THE SPIGOT IS WIDE OPEN
BY KLUSMIRE
The plug has been pulled out of the bottom of the Owens Valley plumbing system and the spigot is wide open.
The Los Angeles Department of Water and Power has started running the LA Aqueduct at full capacity to prepare for the inevitable waves of runoff from an Eastern Sierra snowpack that hit a record of about 307% of average.
The snowpack peaked around the first of April, but cool weather and no new, big storms since then have given LADWP some breathing room to prepare for the record runoff.
One of the department’s first moves earlier this year was to divert a huge amount of water onto the Owens Lake. That, combined with some drenching rainstorms, created the impression that the lake is once again “full.” Although there is more water in the lakebed than since the record runoff in 1969, it is still far from full.

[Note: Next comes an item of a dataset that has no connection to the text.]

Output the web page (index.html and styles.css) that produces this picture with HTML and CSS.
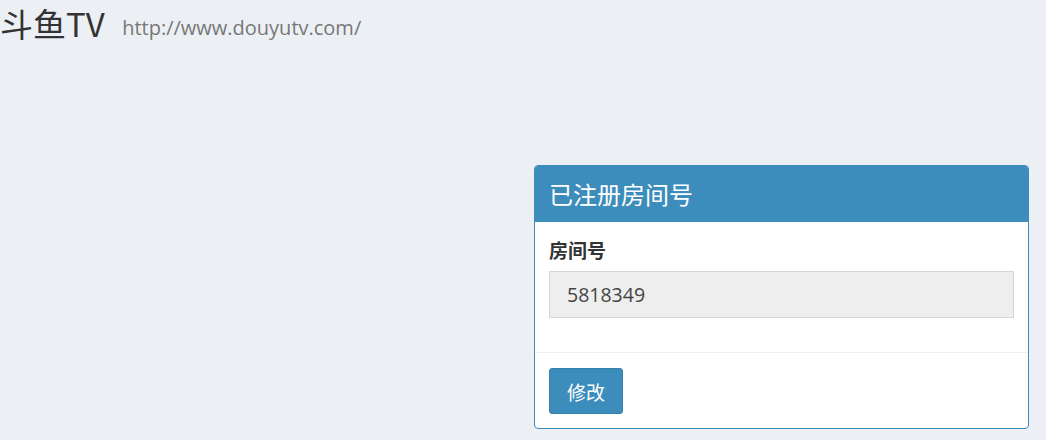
FILE: index.html
```html
<!DOCTYPE html>
<html lang="zh">
<head>
<meta charset="utf-8">
<link rel="stylesheet" href="styles.css">
</head>
<body>
<h1 class="page-title">斗鱼TV <small class="page-url">http://www.douyutv.com/</small></h1>
<div class="row">
  <div class="panel">
    <div class="panel-heading">已注册房间号</div>
    <div class="panel-body">
      <label class="field-label">房间号</label>
      <div class="field-input">5818349</div>
    </div>
    <div class="panel-footer">
      <button class="btn">修改</button>
    </div>
  </div>
</div>
</body>
</html>
```
FILE: styles.css
```css
html, body {
  margin: 0;
  padding: 0;
  background: #ecf0f5;
  font-family: "Open Sans", "Noto Sans CJK SC", sans-serif;
  color: #333;
}
.page-title {
  margin: 0;
  padding: 0;
  font-weight: normal;
  font-size: 33px;
  line-height: 46px;
  height: 44px;
  color: #333;
  font-family: "Noto Sans CJK SC", sans-serif;
}
.page-url {
  font-family: "Open Sans", sans-serif;
  font-size: 20px;
  color: #777;
  margin-left: 10px;
  font-weight: normal;
  vertical-align: 2px;
}
.row {
  display: flex;
  justify-content: flex-end;
  padding-top: 121px;
  padding-right: 17px;
}
.panel {
  width: 493px;
  background: #fff;
  border: 1px solid #3c8dbc;
  border-radius: 4px;
  overflow: hidden;
}
.panel-heading {
  background: #3c8dbc;
  color: #fff;
  font-family: "Noto Sans CJK SC", sans-serif;
  font-size: 24px;
  height: 56px;
  line-height: 56px;
  padding: 0 14px;
}
.panel-body {
  padding: 16px 14px 34px;
  display: flex;
  flex-direction: column;
}
.field-label {
  font-family: "Noto Sans CJK SC", sans-serif;
  font-weight: bold;
  font-size: 19px;
  line-height: 24px;
  margin-bottom: 9px;
}
.field-input {
  height: 45px;
  line-height: 45px;
  background: #eeeeee;
  border: 1px solid #d2d6de;
  padding: 0 17px;
  font-size: 19.5px;
  color: #444;
}
.panel-footer {
  border-top: 1px solid #f0f0f0;
  padding: 15px 14px 14px;
}
.btn {
  background: #3c8dbc;
  border: 1px solid #367fa9;
  border-radius: 3px;
  color: #fff;
  font-family: "Noto Sans CJK SC", sans-serif;
  font-size: 19px;
  width: 74px;
  height: 46px;
  padding: 0;
  display: block;
}
```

Officials from LADWP noted earlier this year that the lake could absorb about 15,000 acre feet of water without damaging its $2 billion dust control infrastructure on the edges of the lake. There has been no recent estimate on how much water has been released on the lake. However, for more than a month, huge amounts of water have been sent down the Lower Owens River. The LORP mandated water flows are 40 cubic feet per second, but there have been flows in the 200 cfs range, with some peaks at about 400 cfs when the aqueduct was out of service due to a break. That amount of water was “spread” in various locations on the valley floor in between Aberdeen and Lone Pine.
But enough water went onto the lake to basically cover the “brine pool” with water. The brine pool is the massive area in the middle of the lake with no dust control work on it. The LADWP dust control effort covers the southern, western and northern edges of the lake, not the middle, and encompasses about 50,000 acres of lakebed. That’s about half of the lake.
In 1969, now the second highest snowpack on record, the lake actually flooded. There was no LORP and Tinnemaha Reservoir overflowed, overwhelming the capacity of the Aqueduct, which was still just one “barrel.” The lake flooding washed over the Pittsburgh Paint and Glass (PPG) soda ash mining operation on the lake. The company sued LADWP. The big, rusted silos on the west side of the lake are what’s left of the PPG plant, and that is also where the water this year is most visible.
This January, when it was apparent that the snowpack was heading for record territory, LADWP dramatically increased water exports though the LA Aqueduct.
The department originally planned to export just about 19,000 acre feet from January to April 1. Instead, it sent about 60,000 acre feet down the aqueduct. That brought its total exports for the 2022-23 water year to about 98,000 acre feet, instead of the 58,000 acre feet as it first proposed.
Even higher flows are now taking place.
The aqueduct exports have ramped up during April, which is the official start of the “water year.” By April 19, about 18,663 acre feet of water had been sent down the two “barrels” of the aqueduct.
That total could actually double by the end of the month.
Starting on April 16, about 1,507 acre feet a day went south. That figure has remained the same through April 19.
That flow is close to the full capacity of the aqueduct. The first “barrel,” completed in 1913, can carry 485 cubic feet per second, while the 1970 second “barrel” has a capacity of 290 cubic feet per second.
Since the 16th, the first barrel reached 480 cfs, while barrel two was at 280 cfs.
Those flows translate into 1,507 acre feet a day.
It will take all that water running for most of the rest of the year to hit the newly announced export target for the aqueduct.
The aqueduct is projected to deliver about 130 billion gallons of water to Los Angeles (more than 400,000 acre feet), which is potentially enough to meet up to 80% of the city’s water demand for a year which is enough to supply water to more than 1 million households, according to an LADWP press release quoting Martin Adams, LADWP General Manager and Chief Engineer.
(Note: all the data in this story is preliminary and is based on the “real time” data and the LA Aqueduct Northern District Daily Reports, which can be found on the LADWP website.)